After the wedding
As far as I have seen, most people prepare for being a wedding guest by choosing their clothes weeks beforehand, getting some improvement works done on their hair then, on the day itself, focussing on metamorphosing into someone they might quite like to be the rest of the time if only they had the time, money and energy.
B and I sort of know roughly what you’re supposed to do but were pretty inattentive students at the lessons in how to do it. Over the years we’ve slowly adjusted to the idea that if we are the most gauche and socially maladroit at an event, at least we’re helping others there feel more like they got it right.
Our social inadequacy started with B forgetting to pack the respectable shirt he'd thought might be OK. We had to go through the rest that he’d brought and rule out the stained, the over-checked and the hipster Christmas-present one, to settle on one whose only inappropriateness was that it had short sleeves.

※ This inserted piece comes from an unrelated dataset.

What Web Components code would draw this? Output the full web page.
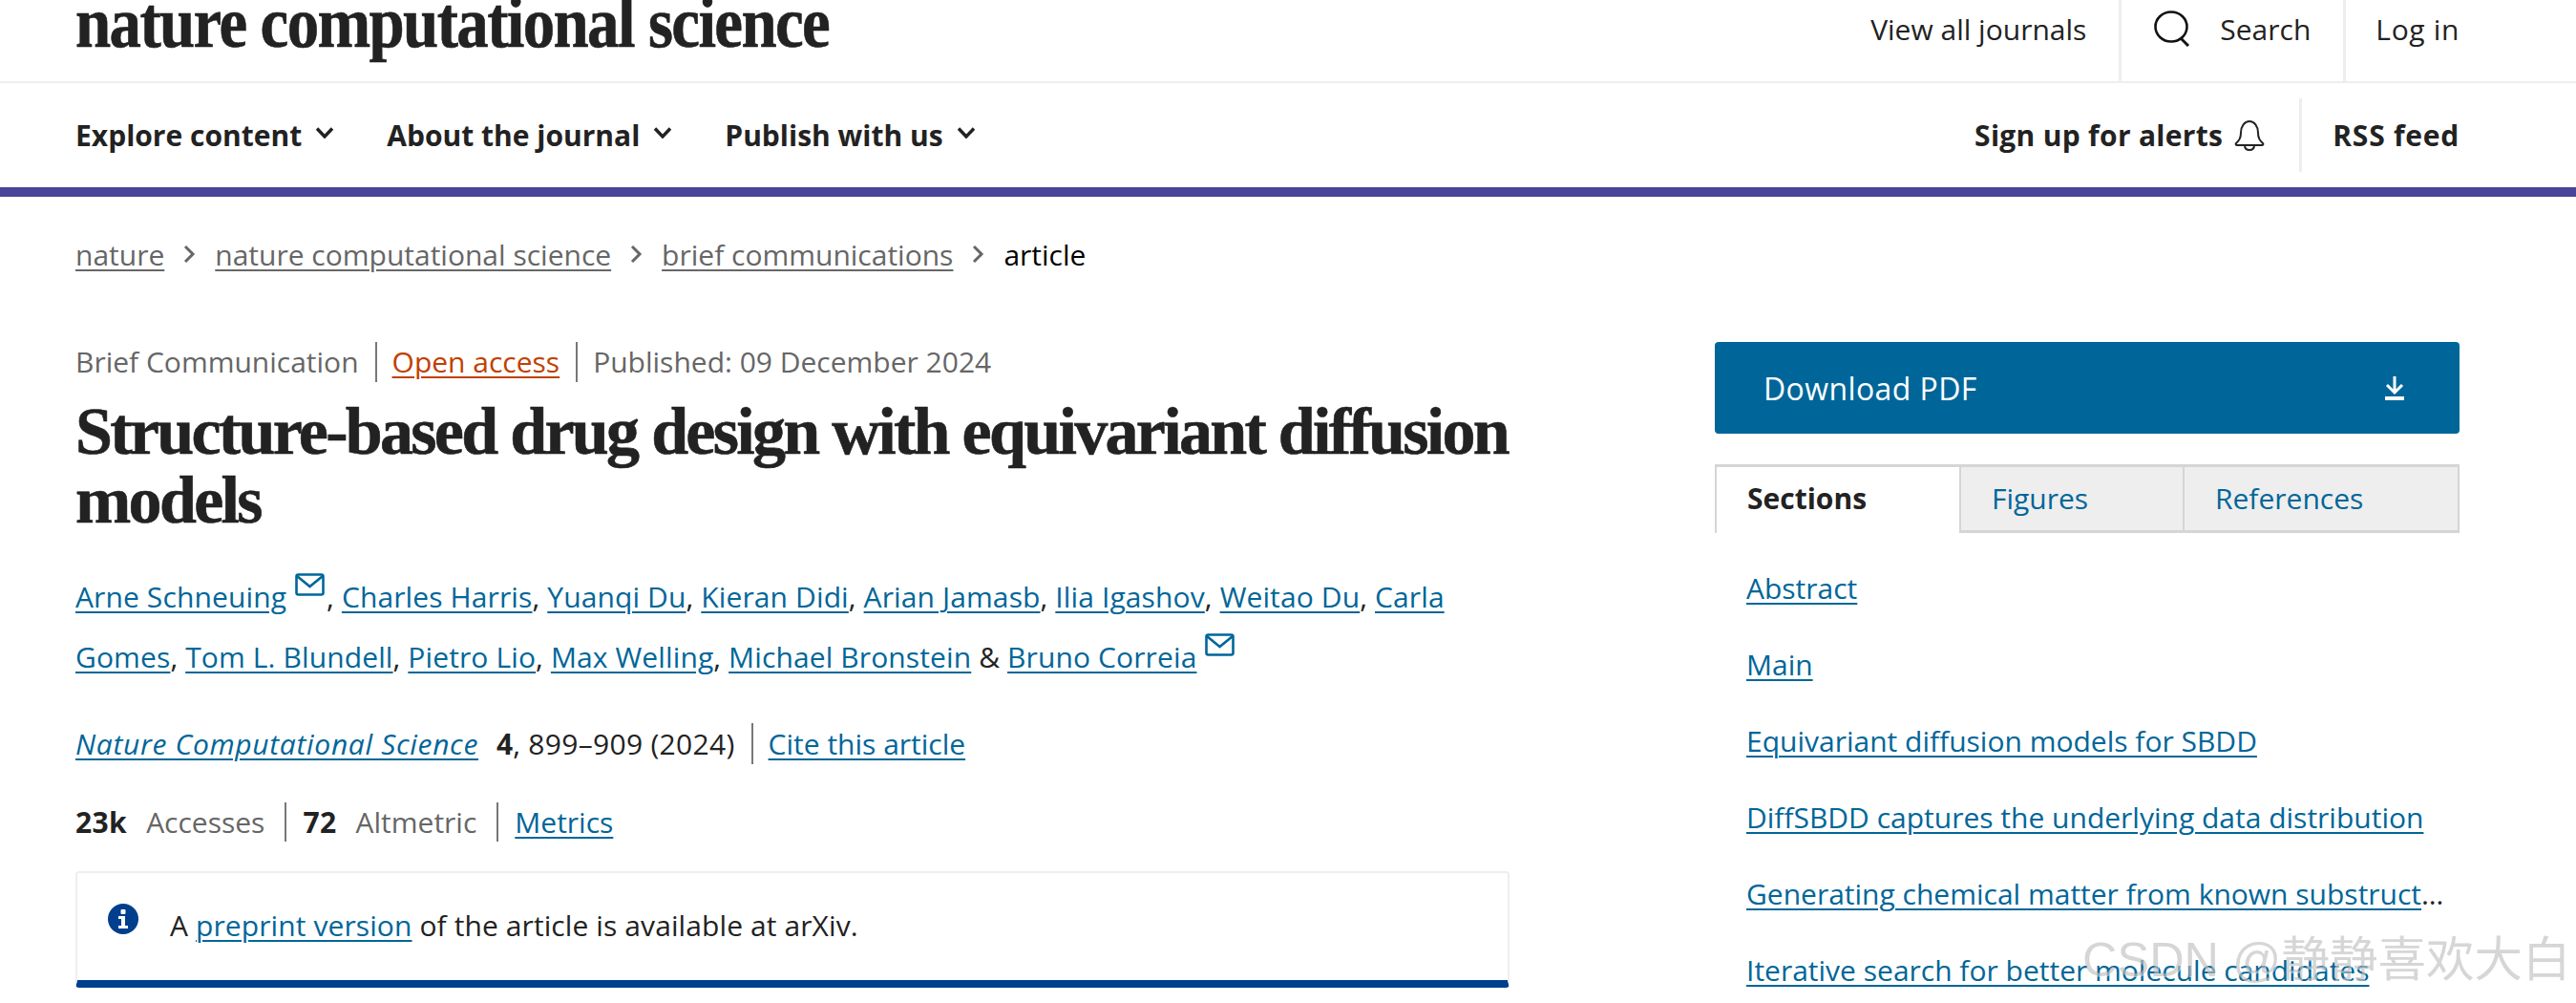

It continued with me deciding I could no longer endure the hair spilling into my eyes because I hadn’t made time for a proper haircut before we left home, and hacking at it with nail scissors in front of the bathroom mirror (at least we had a mirror).
Since it was an evening wedding we potentially had a whole day to spend not knowing how to prepare so instead we caught an early afternoon bus to Lake Vougliameni for a swim. Its hot-spring water is alleged to cure a multitude of skin complaints but I didn’t realise until we got in that it was also full of garra rufa - those dead-skin-nibbling fish that repel me in murky foot-infested water tanks in shopping centres. Somehow, in a lake, it felt OK though I didn’t feel my skin was any more ready for a wedding when I got out.
I didn’t know what traditions to expect for a Greek Orthodox wedding but I loved the candlelit, rose-petal-strewn steps up to the church. I loved listening to the music with the call from the two priests and the response from four black-robed men who were clearly telling each other jokes when they weren’t singing but who came in perfectly on cue when they were. I loved the thrown rice caught in the video-man’s bright lights, causing shooting-star streaks over the bride and groom. And the children, who found ways to entertain themselves while all the grown-up rituals were going on.
At the reception, in a room full of white, candles and tiny lights, I had a go at Greek circle dancing. ‘It’s easy,’ they told me, ‘it’s just one foot after the other.’ And so it was, like dancing everywhere, but which foot when, and where, and how? Still, no-one minded my mistakes and I'm sure I helped others there feel more like they got it right.